Oriental rug of my youth
Fredoun Parang, exchange student from Iran, said, in 1966, this carpet came from Southern Russia. He could tell by the color. I assumed that the predominant color was orange. Fredoun’s father told me the rug was worth about $500 as a trade-in.
The last person to own this carpet was my niece Hannah Banana Graham Wild, so I assume her ex-husband Jason Wild or one of their children have the carpet now. I am good with any of it. Or none of it. The rug was part of my childhood and my childhood is over.
The rug had some “S” motifs around the border. I assumed it stood for our name, Struckman. I don’t know when I gave that belief up.
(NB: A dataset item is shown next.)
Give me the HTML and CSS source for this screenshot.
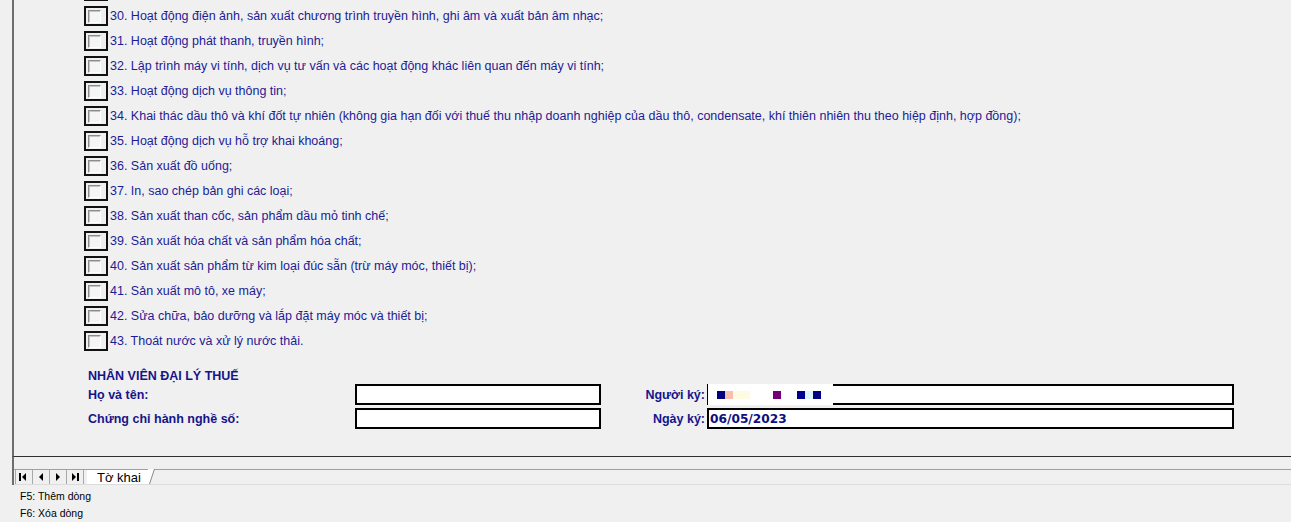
FILE: index.html
```html
<!DOCTYPE html>
<html lang="vi">
<head>
    <meta charset="UTF-8">
    <meta name="viewport" content="width=device-width, initial-scale=1.0">
    <title>Tờ khai</title>
    <link rel="stylesheet" href="styles.css">
</head>
<body>
    <div class="sheet">
        <div class="sector-list">
            <div class="sector"><span class="check-frame"><span class="check"></span></span></div>
            <div class="sector"><span class="check-frame"><span class="check"></span></span><span class="sector-text">30. Hoạt động điện ảnh, sản xuất chương trình truyền hình, ghi âm và xuất bản âm nhạc;</span></div>
            <div class="sector"><span class="check-frame"><span class="check"></span></span><span class="sector-text">31. Hoạt động phát thanh, truyền hình;</span></div>
            <div class="sector"><span class="check-frame"><span class="check"></span></span><span class="sector-text">32. Lập trình máy vi tính, dịch vụ tư vấn và các hoạt động khác liên quan đến máy vi tính;</span></div>
            <div class="sector"><span class="check-frame"><span class="check"></span></span><span class="sector-text">33. Hoạt động dịch vụ thông tin;</span></div>
            <div class="sector"><span class="check-frame"><span class="check"></span></span><span class="sector-text">34. Khai thác dầu thô và khí đốt tự nhiên (không gia hạn đối với thuế thu nhập doanh nghiệp của dầu thô, condensate, khí thiên nhiên thu theo hiệp định, hợp đồng);</span></div>
            <div class="sector"><span class="check-frame"><span class="check"></span></span><span class="sector-text">35. Hoạt động dịch vụ hỗ trợ khai khoáng;</span></div>
            <div class="sector"><span class="check-frame"><span class="check"></span></span><span class="sector-text">36. Sản xuất đồ uống;</span></div>
            <div class="sector"><span class="check-frame"><span class="check"></span></span><span class="sector-text">37. In, sao chép bản ghi các loại;</span></div>
            <div class="sector"><span class="check-frame"><span class="check"></span></span><span class="sector-text">38. Sản xuất than cốc, sản phẩm dầu mỏ tinh chế;</span></div>
            <div class="sector"><span class="check-frame"><span class="check"></span></span><span class="sector-text">39. Sản xuất hóa chất và sản phẩm hóa chất;</span></div>
            <div class="sector"><span class="check-frame"><span class="check"></span></span><span class="sector-text">40. Sản xuất sản phẩm từ kim loại đúc sẵn (trừ máy móc, thiết bị);</span></div>
            <div class="sector"><span class="check-frame"><span class="check"></span></span><span class="sector-text">41. Sản xuất mô tô, xe máy;</span></div>
            <div class="sector"><span class="check-frame"><span class="check"></span></span><span class="sector-text">42. Sửa chữa, bảo dưỡng và lắp đặt máy móc và thiết bị;</span></div>
            <div class="sector"><span class="check-frame"><span class="check"></span></span><span class="sector-text">43. Thoát nước và xử lý nước thải.</span></div>
        </div>

        <div class="agent-title">NHÂN VIÊN ĐẠI LÝ THUẾ</div>
        <div class="agent-form">
            <div class="label">Họ và tên:</div>
            <div class="field"></div>
            <div class="label label-right">Người ký:</div>
            <div class="field signer">
                <span class="signer-mask">
                    <svg width="125" height="21" viewBox="0 0 125 21">
                        <rect x="9" y="7" width="8" height="8" fill="#000080"/>
                        <rect x="17" y="7" width="8" height="8" fill="#f9bfae"/>
                        <rect x="25" y="7" width="17" height="8" fill="#fffae2"/>
                        <rect x="65" y="7" width="8" height="8" fill="#720078"/>
                        <rect x="89" y="7" width="8" height="8" fill="#000090"/>
                        <rect x="97" y="7" width="8" height="8" fill="#dcf6f8"/>
                        <rect x="105" y="7" width="8" height="8" fill="#000080"/>
                    </svg>
                </span>
            </div>
            <div class="label">Chứng chỉ hành nghề số:</div>
            <div class="field"></div>
            <div class="label label-right">Ngày ký:</div>
            <div class="field date">06/05/2023</div>
        </div>
    </div>

    <div class="tabbar">
        <div class="tab-strip">
            <span class="nav-btn">
                <svg width="16" height="14" viewBox="0 0 16 14"><rect x="3" y="3" width="2" height="8" fill="#000"/><path d="M10 3 L6 7 L10 11 Z" fill="#000"/></svg>
            </span>
            <span class="nav-btn">
                <svg width="16" height="14" viewBox="0 0 16 14"><path d="M10 3 L6 7 L10 11 Z" fill="#000"/></svg>
            </span>
            <span class="nav-btn">
                <svg width="16" height="14" viewBox="0 0 16 14"><path d="M6 3 L10 7 L6 11 Z" fill="#000"/></svg>
            </span>
            <span class="nav-btn">
                <svg width="16" height="14" viewBox="0 0 16 14"><path d="M5 3 L9 7 L5 11 Z" fill="#000"/><rect x="10" y="3" width="2" height="8" fill="#000"/></svg>
            </span>
            <span class="sheet-tab">Tờ khai</span>
            <svg class="tab-edge" width="7" height="15" viewBox="0 0 7 15"><path d="M0 0 L6 0 L1 15 L0 15 Z" fill="#fff"/><path d="M6.5 0 L1.5 15" stroke="#8a8a8a" stroke-width="1"/></svg>
        </div>
    </div>

    <div class="hints">
        <div>F5: Thêm dòng</div>
        <div>F6: Xóa dòng</div>
    </div>
</body>
</html>
```

FILE: styles.css
```css
body {
    margin: 0;
    width: 1291px;
    height: 522px;
    overflow: hidden;
    background-color: #f0f0f0;
    font-family: 'Liberation Sans', Arial, sans-serif;
}

.sheet {
    margin-left: 12px;
    height: 456px;
    border-left: 2px solid #6e6e6e;
    border-bottom: 1px solid #303030;
    overflow: hidden;
}

.sector-list {
    margin-top: -21px;
}

.sector {
    display: flex;
    align-items: flex-start;
    height: 25px;
    padding-left: 70px;
}

.check-frame {
    display: flex;
    align-items: center;
    box-sizing: border-box;
    width: 24px;
    height: 20px;
    margin-top: 2px;
    padding-left: 2px;
    border: 2px solid #111;
    background-color: #f0f0f0;
}

.check {
    box-sizing: border-box;
    width: 13px;
    height: 13px;
    border: 1px solid;
    border-color: #8c8c8c #ffffff #ffffff #8c8c8c;
    box-shadow: inset 1px 1px 0 #c4c4c4;
    background-color: #f5f5f5;
}

.sector-text {
    margin-left: 2px;
    line-height: 24px;
    font-size: 12.5px;
    color: #1c1c96;
    white-space: nowrap;
}

.agent-title {
    margin-top: 14px;
    padding-left: 74px;
    line-height: 16px;
    font-size: 12.5px;
    font-weight: bold;
    color: #15158a;
}

.agent-form {
    display: grid;
    grid-template-columns: 267px 246px 106px 527px;
    grid-auto-rows: 21px;
    row-gap: 3px;
    padding-left: 74px;
}

.label {
    display: flex;
    align-items: center;
    font-size: 12.5px;
    font-weight: bold;
    color: #15158a;
}

.label-right {
    justify-content: flex-end;
    padding-right: 2px;
}

.field {
    position: relative;
    box-sizing: border-box;
    border: 2px solid #000;
    background-color: #fff;
}

.signer-mask {
    position: absolute;
    top: -2px;
    left: -1px;
    display: block;
    width: 125px;
    height: 21px;
    background-color: #fff;
}

.signer-mask svg {
    display: block;
}

.date {
    display: flex;
    align-items: center;
    padding-left: 1px;
    font-family: 'DejaVu Sans', Verdana, sans-serif;
    font-size: 12.2px;
    font-weight: bold;
    color: #0e0e80;
}

.tabbar {
    margin-left: 12px;
    padding-top: 12px;
    border-left: 2px solid #6e6e6e;
}

.tab-strip {
    display: flex;
    height: 14px;
    border-top: 1px solid #a0a0a0;
    border-bottom: 1px solid #dcdcdc;
}

.nav-btn {
    display: block;
    height: 14px;
    border-left: 1px solid #a8a8a8;
}

.nav-btn svg {
    display: block;
}

.nav-btn:nth-child(1) {
    margin-left: 1px;
}

.nav-btn:nth-child(4) {
    border-right: 1px solid #a8a8a8;
}

.sheet-tab {
    display: block;
    margin-left: 3px;
    padding: 0 7px 0 10px;
    height: 14px;
    line-height: 15px;
    font-size: 13px;
    color: #000;
    background-color: #fff;
}

.tab-edge {
    display: block;
    margin-top: -1px;
}

.hints {
    padding: 3px 0 0 20px;
    font-size: 10.5px;
    line-height: 17px;
    color: #000;
}
```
The rug was in my brother Tom’s room upstairs at 334 N. Avenue West in Missoula as I spent my elementary school years. It was in considerably better condition than in the photograph above.
In the 5th and 6th grade I used the rug to block the light coming through a coal-bin window in our house. For some reason a can of oil stained the rug. Eventually we moved to 640 E. Kent in Missoula, then to 506 S. Atlantic in Dillon. By that time I had some appreciation for its value. I used some cleaning products to get the oil out of the rug. My mother swore by “409.” However, I think I used something else. Something that sprayed out of a can.
Once I went away to Missoula to lead the life of a hippie freshman student in 1967, I took the rug to Elrod Hall to hang on my dorm wall. I didn’t smoke any ganja in my room. I smoked it in my friend’s room. However, the RA, a Nazi from some damn place or other, came to threaten me whenever I used my Underwood typewriter to compose a scathing indictment or cool theory of reality.
After a couple trips to Seattle and back by boxcar or hitchhiking, and after a few psychedelic nights on the bank of the Blackfoot river, I ended up joining the Marine Corps. I lost track of the rug.
Eventually I was able to afford to get out of the Marines and back to the University with the GI bill. Our mother died and the three of us kids inherited the Oriental rug. Tom and I ended up trading custody every five years or so. Tom and I quit speaking to each other. He had the rug when he died.
I made sure that Hannah got the rug when her father died. However, I did take a picture. Above.